The premise is about a military expedition into Antarctica. They take along a female reporter named Margaret Hathaway (Shirley Patterson (I)) and as they fly around in a helicopter, bad weather crops up. So they head back to base (which is a ship) and the pilot decides to dodge the bad weather by diving into a bunch of fog. Eventually he lands because they get hit by a pteradon (thought they don't know that!) in what is assumed to be a crater and when they exit, they see that it's a odd land. It's warm and lush!
Hathaway is with three men, one of whom appears to be married. Commander Roberts (Jock Mahoney) takes command and they try to get help, but it seems they lost their aerial. Too bad! Oh, and they also find out that an important piece of the ship is busted, so they can't take-off again. Anyway, they decide to wait for rescue and are awakened the next morn by a screech. No, it's not Hathaway, although you'll hear her doing plenty of that real soon. Instead, it was a pterasaur flying over. Of course, they missed everything but the sound.
Later on, they get chased by the T-rex, which looks like a guy in a suit and can hardly shuffle. I don't know why the people can't run faster then it. Anyway, when they get back to camp, they find that something has trashed it and it seems to be human...of course, before they get back, you hear an awful sound repeated over and over again. It's not easy to put into words, but I'd call it something akin to the sound of a train whistle blowing as it hit a screeching cat.
We learn about our heritage. If you didn't already know it, we're from the apes...they even find one of our ancestors. They evolutionary concepts that are pushed in some of these scenes are laughable.
Eventually, they find the guy that trashed their site. He's a jerk that crashed there 10 years ago in a plane with three other guys. His name is Hunter...Dr. Carl Hunter (Henry Brandon). You're probably wondering how they find him...Hunter kidnaps the woman and somehow the others track her down. (Somewhere around this time, we learn that Hunter blows a big shell and it makes that AWFUL sound we heard earlier...it scares/annoys all the dinos so they usually leave.)
Well, the good doctor wants the woman for himself and says that he'll give the other guys directions to the wreck of his plane in hopes that they'll find something there to fix the chopper. Roberts won't hear of it. He wants Margaret too, but he won't admit it. Instead, he spouts off about not needing to sacrifice anyone and that they'll find it without Hunter.
Margaret regrets coming and wants to help the others by staying with the nutcase (that is, Hunter), but Roberts continues to shush her...once by doing a little mouth-to-mouth...YUCK-O!
Anyway, she eventually does go to Hunter when Roberts isn't looking. Now, I need to pause and state that the good guys have a nut with them too. He's the married guy, so it just goes to show that being married doesn't help your sanity.

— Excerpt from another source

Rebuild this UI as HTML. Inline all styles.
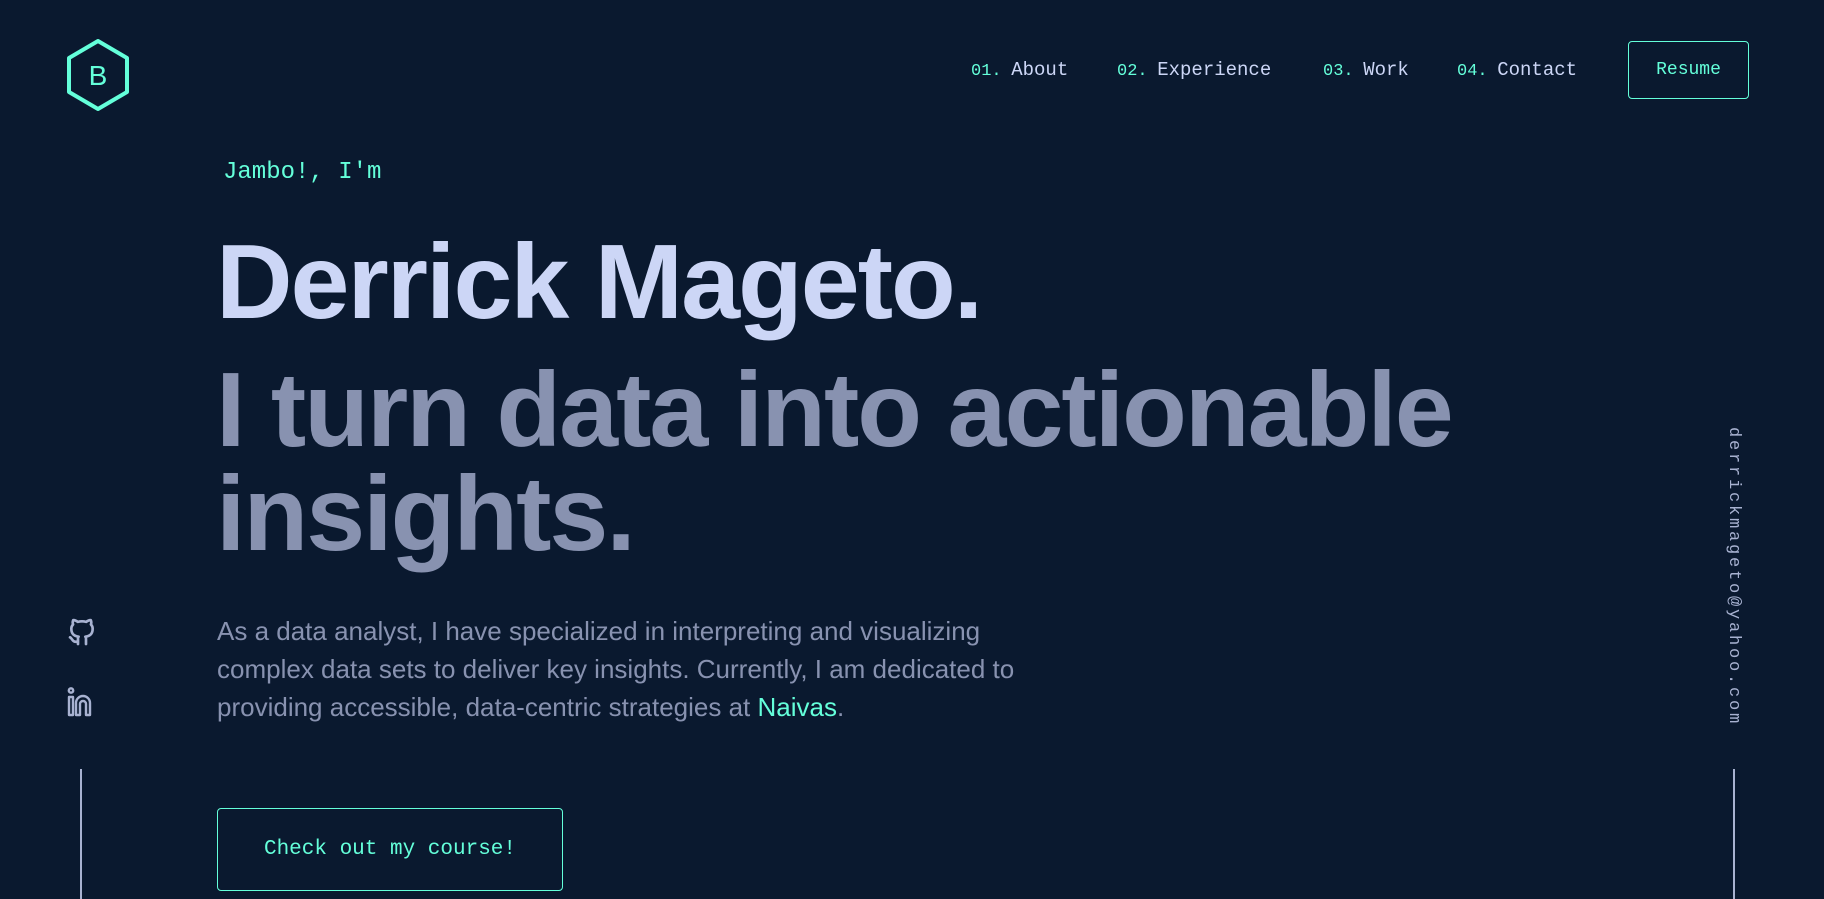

I'm not sure of his name, but I think he's Lt. Jack Carmen (William Reynolds). He follows Margaret (maybe he wants her too, I don't know!) and jumps Hunter. A scuffle ensues and before anyone dies, the other guys come running in. A little blather here and there about men living by themselves something about living among beasts affects your heads and yet living among humans also affects one in a positive way...(yeah, REALLY bad line!!!) but it wins Hunter over and he gives them a map to his trove.
Now, you didn't know this before, but they only had 22 or so days to find a replacement for their chopper because the ships can't stay in the water after winter hits...the ice would crush them. So, this is like the last day they could find the piece and still get off in time to rendezvous. Whoohoo!
Okay. They get the piece, fix the chopper and go to pick up the girl (she stayed with Hunter cause he took a tumble and needed some TLC). They pick up the girl (note: they NEVER offer to take Hunter back with them...) and start to leave. However, they notice him in dire battle with one of the worst looking (and I suppose the best looking too, since it's one of the few sea creatures of this sort in any dino flick) pleasiasaurs. They dive down and shoot a flare in its mouth and then rescue Hunter.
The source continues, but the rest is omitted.